From the records below, extract only the lines running from the line with "Rebuild this screenshot" to the line with "46px; height: 29px;", both lines included, reproducing them exactly.

Web page code records

==*==

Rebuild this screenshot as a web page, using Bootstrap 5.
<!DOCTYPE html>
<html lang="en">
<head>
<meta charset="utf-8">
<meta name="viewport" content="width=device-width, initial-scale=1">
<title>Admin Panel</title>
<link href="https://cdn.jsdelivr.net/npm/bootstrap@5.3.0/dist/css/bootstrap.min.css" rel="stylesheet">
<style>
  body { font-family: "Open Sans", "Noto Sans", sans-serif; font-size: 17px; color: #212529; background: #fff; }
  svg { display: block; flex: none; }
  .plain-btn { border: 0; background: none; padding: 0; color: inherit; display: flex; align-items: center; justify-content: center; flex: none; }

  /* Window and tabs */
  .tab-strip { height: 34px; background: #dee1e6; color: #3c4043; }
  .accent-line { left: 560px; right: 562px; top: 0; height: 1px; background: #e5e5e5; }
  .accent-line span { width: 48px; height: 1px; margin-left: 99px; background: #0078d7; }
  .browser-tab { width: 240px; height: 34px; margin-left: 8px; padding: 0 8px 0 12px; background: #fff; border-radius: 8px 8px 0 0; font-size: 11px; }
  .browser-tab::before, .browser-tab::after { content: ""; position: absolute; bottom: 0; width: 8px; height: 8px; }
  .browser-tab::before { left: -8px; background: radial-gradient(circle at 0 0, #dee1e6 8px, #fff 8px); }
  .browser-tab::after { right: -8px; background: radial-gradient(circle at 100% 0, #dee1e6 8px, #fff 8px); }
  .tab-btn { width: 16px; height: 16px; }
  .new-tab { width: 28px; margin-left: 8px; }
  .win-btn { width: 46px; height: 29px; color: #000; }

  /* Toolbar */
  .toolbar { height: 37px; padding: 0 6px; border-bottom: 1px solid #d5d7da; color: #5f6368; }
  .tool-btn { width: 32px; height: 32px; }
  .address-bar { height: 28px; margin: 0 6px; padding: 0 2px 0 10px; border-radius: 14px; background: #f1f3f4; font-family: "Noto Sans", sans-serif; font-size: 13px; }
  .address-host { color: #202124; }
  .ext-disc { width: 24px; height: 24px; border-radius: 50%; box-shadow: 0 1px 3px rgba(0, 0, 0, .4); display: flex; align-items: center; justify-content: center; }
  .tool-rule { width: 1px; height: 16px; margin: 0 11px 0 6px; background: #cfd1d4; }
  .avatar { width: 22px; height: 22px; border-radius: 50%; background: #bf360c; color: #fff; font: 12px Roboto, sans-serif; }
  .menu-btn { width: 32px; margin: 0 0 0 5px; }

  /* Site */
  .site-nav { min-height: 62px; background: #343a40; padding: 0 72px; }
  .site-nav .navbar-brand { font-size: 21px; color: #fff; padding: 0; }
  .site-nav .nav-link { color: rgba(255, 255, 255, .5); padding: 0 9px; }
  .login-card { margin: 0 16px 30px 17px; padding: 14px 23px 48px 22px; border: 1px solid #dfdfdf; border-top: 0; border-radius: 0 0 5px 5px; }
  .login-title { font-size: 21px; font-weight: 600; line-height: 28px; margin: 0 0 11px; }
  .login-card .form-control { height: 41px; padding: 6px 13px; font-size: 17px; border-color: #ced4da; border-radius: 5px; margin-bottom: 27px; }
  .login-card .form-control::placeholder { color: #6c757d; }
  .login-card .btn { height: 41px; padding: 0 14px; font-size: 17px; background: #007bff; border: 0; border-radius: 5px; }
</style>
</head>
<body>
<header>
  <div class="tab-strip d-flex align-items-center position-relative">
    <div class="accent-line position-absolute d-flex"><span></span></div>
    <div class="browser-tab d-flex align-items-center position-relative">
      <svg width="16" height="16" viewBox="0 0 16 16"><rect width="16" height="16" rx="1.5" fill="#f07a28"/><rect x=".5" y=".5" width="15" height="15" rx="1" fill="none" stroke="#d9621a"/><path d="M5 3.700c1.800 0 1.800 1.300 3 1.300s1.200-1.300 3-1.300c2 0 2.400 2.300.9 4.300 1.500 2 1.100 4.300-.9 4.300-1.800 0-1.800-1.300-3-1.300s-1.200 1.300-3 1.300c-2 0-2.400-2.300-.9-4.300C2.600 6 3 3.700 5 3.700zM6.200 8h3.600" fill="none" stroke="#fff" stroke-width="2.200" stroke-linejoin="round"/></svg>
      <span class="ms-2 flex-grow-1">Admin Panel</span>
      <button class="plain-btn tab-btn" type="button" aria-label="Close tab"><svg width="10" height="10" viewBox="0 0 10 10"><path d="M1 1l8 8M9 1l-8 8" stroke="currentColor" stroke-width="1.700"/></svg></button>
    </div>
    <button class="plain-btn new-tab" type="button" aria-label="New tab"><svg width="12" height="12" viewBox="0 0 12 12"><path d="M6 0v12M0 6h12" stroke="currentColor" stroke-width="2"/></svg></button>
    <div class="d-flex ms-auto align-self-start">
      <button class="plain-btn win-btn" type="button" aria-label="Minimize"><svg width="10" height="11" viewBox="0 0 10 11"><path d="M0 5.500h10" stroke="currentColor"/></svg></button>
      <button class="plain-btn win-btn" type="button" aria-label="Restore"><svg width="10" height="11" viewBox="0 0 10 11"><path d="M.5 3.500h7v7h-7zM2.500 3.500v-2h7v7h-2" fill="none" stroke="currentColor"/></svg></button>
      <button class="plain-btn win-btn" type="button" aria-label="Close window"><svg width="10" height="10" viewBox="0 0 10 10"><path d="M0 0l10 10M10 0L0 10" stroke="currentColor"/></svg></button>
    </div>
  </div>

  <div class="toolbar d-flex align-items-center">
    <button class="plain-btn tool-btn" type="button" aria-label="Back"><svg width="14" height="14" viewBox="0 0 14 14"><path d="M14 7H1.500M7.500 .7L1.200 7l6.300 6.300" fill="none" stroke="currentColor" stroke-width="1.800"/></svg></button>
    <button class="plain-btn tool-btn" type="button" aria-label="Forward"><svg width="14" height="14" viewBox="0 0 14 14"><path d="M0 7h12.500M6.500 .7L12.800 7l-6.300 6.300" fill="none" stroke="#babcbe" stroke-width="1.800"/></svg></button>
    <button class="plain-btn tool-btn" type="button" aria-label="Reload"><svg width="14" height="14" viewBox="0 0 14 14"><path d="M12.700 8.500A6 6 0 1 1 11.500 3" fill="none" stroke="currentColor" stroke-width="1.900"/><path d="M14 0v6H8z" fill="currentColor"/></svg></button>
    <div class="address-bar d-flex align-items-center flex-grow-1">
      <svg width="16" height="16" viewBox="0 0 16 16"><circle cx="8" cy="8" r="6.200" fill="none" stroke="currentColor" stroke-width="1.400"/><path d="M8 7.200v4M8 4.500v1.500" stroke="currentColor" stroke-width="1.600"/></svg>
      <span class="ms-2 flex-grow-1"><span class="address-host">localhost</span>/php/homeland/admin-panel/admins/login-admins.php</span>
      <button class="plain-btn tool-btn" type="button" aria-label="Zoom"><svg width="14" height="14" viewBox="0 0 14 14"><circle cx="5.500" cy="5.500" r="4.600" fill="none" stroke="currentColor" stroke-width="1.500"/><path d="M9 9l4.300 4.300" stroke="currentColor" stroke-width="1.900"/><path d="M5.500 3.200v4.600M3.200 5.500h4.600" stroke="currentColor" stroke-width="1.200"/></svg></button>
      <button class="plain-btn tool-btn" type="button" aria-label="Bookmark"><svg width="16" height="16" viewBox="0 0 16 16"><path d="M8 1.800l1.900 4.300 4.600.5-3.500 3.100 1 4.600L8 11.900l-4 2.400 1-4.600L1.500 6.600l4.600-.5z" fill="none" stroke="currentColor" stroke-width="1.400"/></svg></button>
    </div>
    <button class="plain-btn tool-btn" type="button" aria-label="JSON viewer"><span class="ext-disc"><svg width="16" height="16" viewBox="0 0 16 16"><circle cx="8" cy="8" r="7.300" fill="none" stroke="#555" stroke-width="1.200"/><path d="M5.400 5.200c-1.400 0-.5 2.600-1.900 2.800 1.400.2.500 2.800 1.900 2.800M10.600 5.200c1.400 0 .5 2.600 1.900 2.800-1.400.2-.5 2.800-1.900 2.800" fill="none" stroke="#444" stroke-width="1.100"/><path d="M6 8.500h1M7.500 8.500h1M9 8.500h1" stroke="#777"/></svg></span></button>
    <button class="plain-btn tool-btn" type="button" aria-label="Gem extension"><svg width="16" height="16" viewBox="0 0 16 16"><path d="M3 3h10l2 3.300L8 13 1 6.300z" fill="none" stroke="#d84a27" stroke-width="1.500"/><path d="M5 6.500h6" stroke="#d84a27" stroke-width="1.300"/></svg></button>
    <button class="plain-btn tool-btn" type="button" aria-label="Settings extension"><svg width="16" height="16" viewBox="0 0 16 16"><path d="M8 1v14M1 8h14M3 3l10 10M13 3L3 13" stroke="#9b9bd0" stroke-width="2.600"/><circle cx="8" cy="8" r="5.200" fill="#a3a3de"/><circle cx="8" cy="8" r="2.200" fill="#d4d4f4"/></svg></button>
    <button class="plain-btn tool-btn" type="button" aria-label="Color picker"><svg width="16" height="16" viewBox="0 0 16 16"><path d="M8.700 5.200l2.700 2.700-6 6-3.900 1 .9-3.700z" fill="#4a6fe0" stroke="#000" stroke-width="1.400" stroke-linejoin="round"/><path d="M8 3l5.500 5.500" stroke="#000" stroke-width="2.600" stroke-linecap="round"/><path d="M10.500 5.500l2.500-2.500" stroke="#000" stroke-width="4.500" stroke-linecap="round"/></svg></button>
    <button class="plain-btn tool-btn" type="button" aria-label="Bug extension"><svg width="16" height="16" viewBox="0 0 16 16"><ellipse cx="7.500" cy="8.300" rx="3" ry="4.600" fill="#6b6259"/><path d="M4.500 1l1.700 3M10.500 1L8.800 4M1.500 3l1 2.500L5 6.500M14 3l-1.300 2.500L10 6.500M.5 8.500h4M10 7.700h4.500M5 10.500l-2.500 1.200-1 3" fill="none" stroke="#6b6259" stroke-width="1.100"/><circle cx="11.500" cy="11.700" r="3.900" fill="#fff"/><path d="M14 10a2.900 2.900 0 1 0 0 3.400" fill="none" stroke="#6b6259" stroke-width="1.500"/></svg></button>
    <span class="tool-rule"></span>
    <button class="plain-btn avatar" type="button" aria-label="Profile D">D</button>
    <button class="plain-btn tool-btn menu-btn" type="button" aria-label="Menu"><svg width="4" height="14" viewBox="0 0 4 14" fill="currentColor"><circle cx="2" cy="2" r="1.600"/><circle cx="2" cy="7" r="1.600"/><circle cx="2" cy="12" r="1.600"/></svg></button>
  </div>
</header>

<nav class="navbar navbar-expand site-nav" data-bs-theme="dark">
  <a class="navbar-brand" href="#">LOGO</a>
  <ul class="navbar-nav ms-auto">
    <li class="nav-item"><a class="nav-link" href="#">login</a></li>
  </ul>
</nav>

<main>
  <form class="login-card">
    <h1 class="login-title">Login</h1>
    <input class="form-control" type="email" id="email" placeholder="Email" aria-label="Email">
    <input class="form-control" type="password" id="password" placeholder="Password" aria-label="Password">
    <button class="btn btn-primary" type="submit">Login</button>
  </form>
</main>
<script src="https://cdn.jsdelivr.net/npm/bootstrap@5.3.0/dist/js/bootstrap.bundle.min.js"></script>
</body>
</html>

==*==

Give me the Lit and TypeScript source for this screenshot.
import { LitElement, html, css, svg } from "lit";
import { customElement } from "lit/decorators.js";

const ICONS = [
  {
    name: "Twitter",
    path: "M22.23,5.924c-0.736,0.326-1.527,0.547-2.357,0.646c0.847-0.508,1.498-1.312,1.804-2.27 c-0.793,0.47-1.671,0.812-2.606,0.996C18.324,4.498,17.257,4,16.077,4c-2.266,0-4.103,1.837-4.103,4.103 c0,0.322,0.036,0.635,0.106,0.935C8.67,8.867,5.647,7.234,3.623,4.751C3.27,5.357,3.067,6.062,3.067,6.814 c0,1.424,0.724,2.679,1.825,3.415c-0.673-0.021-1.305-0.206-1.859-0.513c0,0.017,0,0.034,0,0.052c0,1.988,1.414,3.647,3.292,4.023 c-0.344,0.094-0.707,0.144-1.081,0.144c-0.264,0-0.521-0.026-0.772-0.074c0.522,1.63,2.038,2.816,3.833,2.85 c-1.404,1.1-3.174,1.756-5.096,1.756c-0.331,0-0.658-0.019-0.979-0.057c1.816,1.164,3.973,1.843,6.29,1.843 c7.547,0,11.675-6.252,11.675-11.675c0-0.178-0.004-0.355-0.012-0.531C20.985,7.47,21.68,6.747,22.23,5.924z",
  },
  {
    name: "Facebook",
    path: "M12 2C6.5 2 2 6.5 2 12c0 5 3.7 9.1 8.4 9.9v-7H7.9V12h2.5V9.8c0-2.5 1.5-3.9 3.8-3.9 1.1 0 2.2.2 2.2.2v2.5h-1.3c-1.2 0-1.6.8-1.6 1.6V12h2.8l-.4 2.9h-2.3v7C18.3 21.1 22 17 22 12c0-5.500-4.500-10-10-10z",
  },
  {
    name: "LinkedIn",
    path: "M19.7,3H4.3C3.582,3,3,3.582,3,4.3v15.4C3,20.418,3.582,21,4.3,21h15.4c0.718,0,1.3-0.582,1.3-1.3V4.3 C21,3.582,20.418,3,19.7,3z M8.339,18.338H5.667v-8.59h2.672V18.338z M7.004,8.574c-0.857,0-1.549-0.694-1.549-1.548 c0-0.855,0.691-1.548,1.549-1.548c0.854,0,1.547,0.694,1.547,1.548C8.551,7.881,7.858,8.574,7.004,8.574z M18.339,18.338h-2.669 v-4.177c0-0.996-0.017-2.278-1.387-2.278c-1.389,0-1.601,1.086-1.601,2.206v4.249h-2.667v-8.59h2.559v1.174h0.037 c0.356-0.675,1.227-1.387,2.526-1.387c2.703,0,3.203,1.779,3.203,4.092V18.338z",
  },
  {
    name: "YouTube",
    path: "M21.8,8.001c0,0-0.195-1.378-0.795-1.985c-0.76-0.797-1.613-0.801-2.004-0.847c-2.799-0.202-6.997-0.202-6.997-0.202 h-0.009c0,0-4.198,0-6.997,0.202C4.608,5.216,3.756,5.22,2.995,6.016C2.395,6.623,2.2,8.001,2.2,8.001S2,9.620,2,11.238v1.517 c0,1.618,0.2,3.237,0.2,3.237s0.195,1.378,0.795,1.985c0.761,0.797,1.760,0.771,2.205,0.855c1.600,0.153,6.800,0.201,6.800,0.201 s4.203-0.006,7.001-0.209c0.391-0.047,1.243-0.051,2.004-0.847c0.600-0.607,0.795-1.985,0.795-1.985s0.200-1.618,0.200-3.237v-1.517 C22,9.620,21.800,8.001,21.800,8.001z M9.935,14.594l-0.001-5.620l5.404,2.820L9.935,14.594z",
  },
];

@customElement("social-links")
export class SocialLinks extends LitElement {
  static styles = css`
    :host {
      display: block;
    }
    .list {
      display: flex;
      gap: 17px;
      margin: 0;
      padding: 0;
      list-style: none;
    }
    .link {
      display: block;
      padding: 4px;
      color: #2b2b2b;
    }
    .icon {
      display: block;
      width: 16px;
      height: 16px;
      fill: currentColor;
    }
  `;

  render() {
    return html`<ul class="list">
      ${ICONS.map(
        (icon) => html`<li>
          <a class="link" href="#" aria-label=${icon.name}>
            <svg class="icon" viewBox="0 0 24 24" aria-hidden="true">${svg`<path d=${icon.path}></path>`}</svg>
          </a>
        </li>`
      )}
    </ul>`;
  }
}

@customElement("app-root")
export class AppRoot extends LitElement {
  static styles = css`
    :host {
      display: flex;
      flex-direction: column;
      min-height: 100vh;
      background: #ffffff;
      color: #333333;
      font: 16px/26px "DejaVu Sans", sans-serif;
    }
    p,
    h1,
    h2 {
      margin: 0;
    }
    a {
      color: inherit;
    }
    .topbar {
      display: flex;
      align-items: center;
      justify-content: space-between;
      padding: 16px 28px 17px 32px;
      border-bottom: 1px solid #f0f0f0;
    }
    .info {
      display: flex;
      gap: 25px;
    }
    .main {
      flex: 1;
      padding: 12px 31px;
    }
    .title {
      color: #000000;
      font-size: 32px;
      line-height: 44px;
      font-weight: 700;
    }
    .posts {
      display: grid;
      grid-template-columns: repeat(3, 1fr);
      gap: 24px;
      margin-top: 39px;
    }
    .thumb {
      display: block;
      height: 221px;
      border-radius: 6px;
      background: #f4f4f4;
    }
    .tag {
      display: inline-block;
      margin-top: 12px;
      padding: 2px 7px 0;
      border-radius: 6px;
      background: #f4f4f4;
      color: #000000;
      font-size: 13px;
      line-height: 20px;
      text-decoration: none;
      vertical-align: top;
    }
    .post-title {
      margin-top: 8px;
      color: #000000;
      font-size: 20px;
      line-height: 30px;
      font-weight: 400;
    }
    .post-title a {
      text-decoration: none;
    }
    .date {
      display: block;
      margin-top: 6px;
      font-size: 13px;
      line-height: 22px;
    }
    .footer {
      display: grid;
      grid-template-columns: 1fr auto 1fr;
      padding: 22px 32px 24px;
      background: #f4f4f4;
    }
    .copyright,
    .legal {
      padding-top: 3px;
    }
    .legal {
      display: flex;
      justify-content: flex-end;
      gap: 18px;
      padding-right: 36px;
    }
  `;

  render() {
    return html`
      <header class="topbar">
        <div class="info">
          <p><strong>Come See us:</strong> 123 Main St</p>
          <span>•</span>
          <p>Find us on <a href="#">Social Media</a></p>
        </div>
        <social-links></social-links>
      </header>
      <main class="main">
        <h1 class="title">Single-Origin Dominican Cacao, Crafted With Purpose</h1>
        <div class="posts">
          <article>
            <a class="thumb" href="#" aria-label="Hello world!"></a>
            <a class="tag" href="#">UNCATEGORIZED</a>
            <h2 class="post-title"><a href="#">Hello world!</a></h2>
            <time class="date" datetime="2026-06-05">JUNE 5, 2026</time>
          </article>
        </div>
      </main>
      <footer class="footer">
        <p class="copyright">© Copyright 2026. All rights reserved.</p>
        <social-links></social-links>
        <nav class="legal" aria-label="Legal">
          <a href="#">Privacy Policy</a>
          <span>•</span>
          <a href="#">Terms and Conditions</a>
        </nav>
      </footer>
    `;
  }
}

==*==

• _RESULT OF THIS EXERCISE_:
Rebuild this screenshot as a web page, using Bootstrap 5.
<!DOCTYPE html>
<html lang="en">
<head>
<meta charset="utf-8">
<meta name="viewport" content="width=device-width, initial-scale=1">
<title>Admin Panel</title>
<link href="https://cdn.jsdelivr.net/npm/bootstrap@5.3.0/dist/css/bootstrap.min.css" rel="stylesheet">
<style>
  body { font-family: "Open Sans", "Noto Sans", sans-serif; font-size: 17px; color: #212529; background: #fff; }
  svg { display: block; flex: none; }
  .plain-btn { border: 0; background: none; padding: 0; color: inherit; display: flex; align-items: center; justify-content: center; flex: none; }

  /* Window and tabs */
  .tab-strip { height: 34px; background: #dee1e6; color: #3c4043; }
  .accent-line { left: 560px; right: 562px; top: 0; height: 1px; background: #e5e5e5; }
  .accent-line span { width: 48px; height: 1px; margin-left: 99px; background: #0078d7; }
  .browser-tab { width: 240px; height: 34px; margin-left: 8px; padding: 0 8px 0 12px; background: #fff; border-radius: 8px 8px 0 0; font-size: 11px; }
  .browser-tab::before, .browser-tab::after { content: ""; position: absolute; bottom: 0; width: 8px; height: 8px; }
  .browser-tab::before { left: -8px; background: radial-gradient(circle at 0 0, #dee1e6 8px, #fff 8px); }
  .browser-tab::after { right: -8px; background: radial-gradient(circle at 100% 0, #dee1e6 8px, #fff 8px); }
  .tab-btn { width: 16px; height: 16px; }
  .new-tab { width: 28px; margin-left: 8px; }
  .win-btn { width: 46px; height: 29px; color: #000; }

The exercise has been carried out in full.